During audience with King Sihamoni, Thai FM Kasit Piromya is expected to seek pardon for two Thai terrorists convicted in 2003
THAI Foreign Minister Kasit Piromya is expected to request a royal pardon today from King Norodom Sihamoni on behalf of two Thai nationals sentenced to life imprisonment for a terrorism plot targeting the US and UK embassies and the Unicef office in Phnom Penh in 2003.
Kao Soupha - the defence lawyer who represented Muhammad Yalaludin Mading, 44, and Abdul Azi Haji Chiming, 40, at their one-day trial in December 2004 - told the Post Sunday that Kasit will make the request during his meeting with the King in Phnom Penh today. The foreign minister was to arrive in the Cambodian capital Sunday night.
"I think it's the best way ... if our Thai partners seek a release from the Cambodian government," Kao Soupha said, adding he did not believe the two convicted men deserved a life sentence.
Minister of Information and government spokesman Khieu Kanharith said that royal pardons can only be issued in cases where the convicted has already served two-thirds of a prison term, according to Cambodian law, which is not the case with Yalaludin Mading and Abdul Azi Haji Chiming.
It's the best way … if our Thai partners seek a release from the ... government.
Nevertheless, "the minister of justice [Ang Vong Vathana] will look into the [case] documentation", he said.
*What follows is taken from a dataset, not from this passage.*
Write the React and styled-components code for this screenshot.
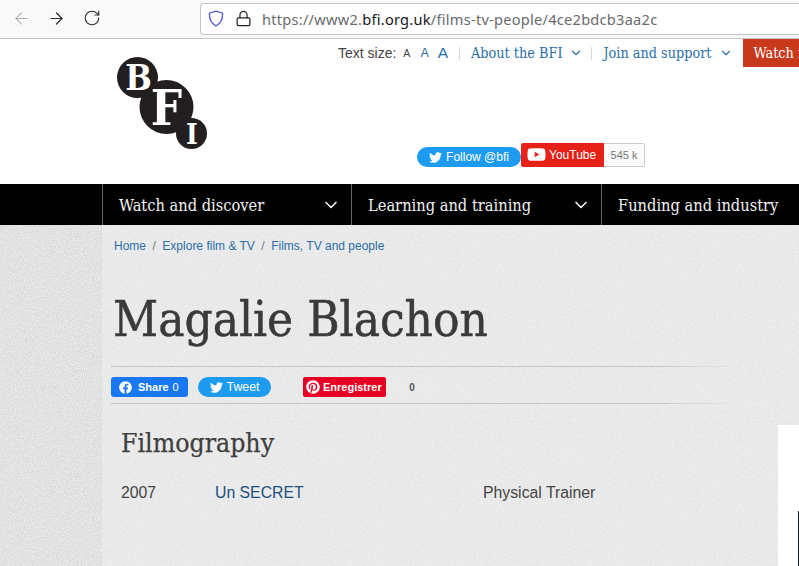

Ang Vong Vathana told the Post he is yet to receive any information regarding a possible royal pardon.
The two Thais were originally arrested in May 2003 along with Cambodian Sman Esma El and Egyptian national Esam Mohamid Khadr Ali following an investigation into a bomb plot aimed at Western targets in Phnom Penh. Yalaludin Mading, Abdul Azi Haji Chiming and Sman Esma El were all found guilty and sentenced to life imprisonment, along with five additional men in absentia, after it was proven they had links to Jemaah Ismaliyah, a regional Islamic terror network. Esam Mohamid Khadr Ali was acquitted.
Despite pressure by rights groups claiming a miscarriage of justice, a Supreme Court ruling on March 21 last year upheld the life sentences after a five-judge panel maintained the men had links to JI. A key member of the group, known as Hambali, was captured in Thailand in 2003 - the same year the plot in Cambodia was uncovered. He is now held by the US at Guantanamo Bay.
Should Yalaludin Mading and Abdul Azi Haji Chiming be moved back to Thailand, they would then apply for a royal pardon from Thai King Bhumibol Adulyadej, AFP has quoted their wives as saying.
Repatriation of the two men is not the only sensitive issue up for discussion during the two-day meeting between the Thai and Cambodian governments. A Ministry of Foreign Affairs press release said a meeting between Foreign Minister Hor Namhong and his Thai counterpart will also address continued tensions along the border.